Eastern Europe is the most exposed. Warsaw, Vilnius, Riga and Tallinn have spent the post-2022 period rebuilding their security architecture on the premise that American commitment to NATO's eastern flank was non-negotiable. The Greenland crisis of January, the Pentagon's withdrawal of 5,000 US troops from Germany on May 1, and now the Beijing summit have compounded into a single message. Polish prime minister Donald Tusk's earlier post on X about "the ongoing disintegration of our alliance" reads, in retrospect, as the first European acknowledgement of what the Trump-Xi visit has made unavoidable.

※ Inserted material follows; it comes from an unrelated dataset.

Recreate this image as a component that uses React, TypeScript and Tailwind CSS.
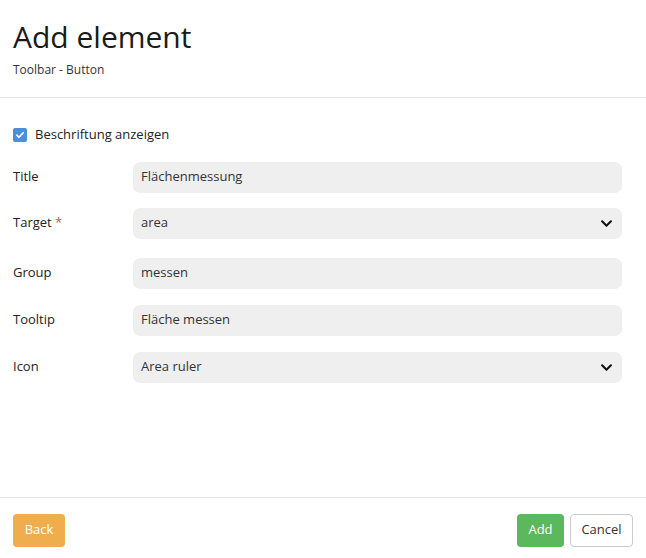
import React from "react";

const font = { fontFamily: '"Open Sans", "Noto Sans", sans-serif' };

interface FieldProps {
  label: string;
  value: string;
  required?: boolean;
  select?: boolean;
  className?: string;
}

const Chevron = () => (
  <svg width="13" height="13" viewBox="0 0 448 512" className="text-[#111]">
    <path
      fill="currentColor"
      d="M207 381.5L12.7 187.1c-9.4-9.4-9.4-24.6 0-33.9l22.7-22.7c9.4-9.4 24.5-9.4 33.9 0L224 284.5l154.7-154c9.4-9.3 24.5-9.3 33.9 0l22.7 22.7c9.4 9.4 9.4 24.6 0 33.9L241 381.5c-9.4 9.4-24.6 9.4-34 0z"
    />
  </svg>
);

const Field: React.FC<FieldProps> = ({ label, value, required, select, className }) => (
  <div className={"flex items-center " + (className ?? "")}>
    <div className="w-[120px] text-[13px] text-[#222]">
      {label}
      {required && <span className="text-[#d9534f]"> *</span>}
    </div>
    <div className="flex-1 h-[31px] bg-[#efefef] rounded-[7px] flex items-center justify-between pl-[8px] pr-[9px] text-[13px] text-[#333]">
      <span>{value}</span>
      {select && <Chevron />}
    </div>
  </div>
);

export default function App() {
  return (
    <div className="w-[646px] h-[558px] bg-white flex flex-col" style={font}>
      <div className="px-[13px] pt-[17px] h-[98px] border-b border-[#e3e3e3]">
        <h1 className="text-[30px] leading-[40px] text-[#1a1a1a]">Add element</h1>
        <div className="text-[12px] text-[#333] mt-[4px]">Toolbar - Button</div>
      </div>
      <div className="flex-1 pl-[13px] pr-[24px] pt-[27px]">
        <label className="flex items-center gap-[8px] text-[13px] text-[#222]">
          <span className="w-[14px] h-[14px] rounded-[2px] bg-[#4a8fd9] flex items-center justify-center">
            <svg width="10" height="10" viewBox="0 0 10 10">
              <path d="M1.8 5.2 L4 7.3 L8.3 2.6" stroke="white" strokeWidth="1.6" fill="none" strokeLinecap="round" strokeLinejoin="round" />
            </svg>
          </span>
          Beschriftung anzeigen
        </label>
        <div className="flex flex-col mt-[17px]">
          <Field label="Title" value="Flächenmessung" />
          <Field label="Target" value="area" required select className="mt-[15px]" />
          <Field label="Group" value="messen" className="mt-[19px]" />
          <Field label="Tooltip" value="Fläche messen" className="mt-[16px]" />
          <Field label="Icon" value="Area ruler" select className="mt-[16px]" />
        </div>
      </div>
      <div className="h-[61px] border-t border-[#e3e3e3] flex items-center justify-between pl-[13px] pr-[13px] pt-[4px]">
        <button className="h-[33px] w-[52px] rounded-[4px] bg-[#f0ad4e] text-white text-[13px]">Back</button>
        <div className="flex gap-[6px]">
          <button className="h-[33px] w-[47px] rounded-[4px] bg-[#5cb85c] text-white text-[13px]">Add</button>
          <button className="h-[33px] w-[63px] rounded-[4px] bg-white border border-[#ccc] text-[#333] text-[13px]">Cancel</button>
        </div>
      </div>
    </div>
  );
}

If Washington is now coordinating with Beijing on the terms of Middle Eastern security, the working assumption in Warsaw must be that a similar coordination on the terms of European security is not far behind. The Eastern flank cannot afford to discover otherwise too late.
The Council on Foreign Relations editorial of May 8 captured the deeper problem. "Not fighting" is now the north star of American China policy, which means that the structural issues, China's support for Russia, its position on Iran, its mercantilist trade model, and its designs on Taiwan, have been relegated. What the rest of the world saw in Beijing was not a stabilisation but a transactional alignment between the two powers most able to reshape the international order without the consent of those affected by it. Graham Allison, the Harvard scholar quoted by CNBC on May 14, predicted Trump would emerge with announcements of "an additional $1 trillion of American goods" purchased by China. The world's response is that the bilateral arithmetic of US-China trade is not what matters. What matters is what the rest of the international system was traded for.
That is the diplomatic damage Trump has done. The visit was sold as an act of statesmanship. It has been received, from Riyadh to Warsaw and from Caracas to Astana, as an act of betrayal. The grand bargain may not exist. The suspicion that it does will outlast the summit by years.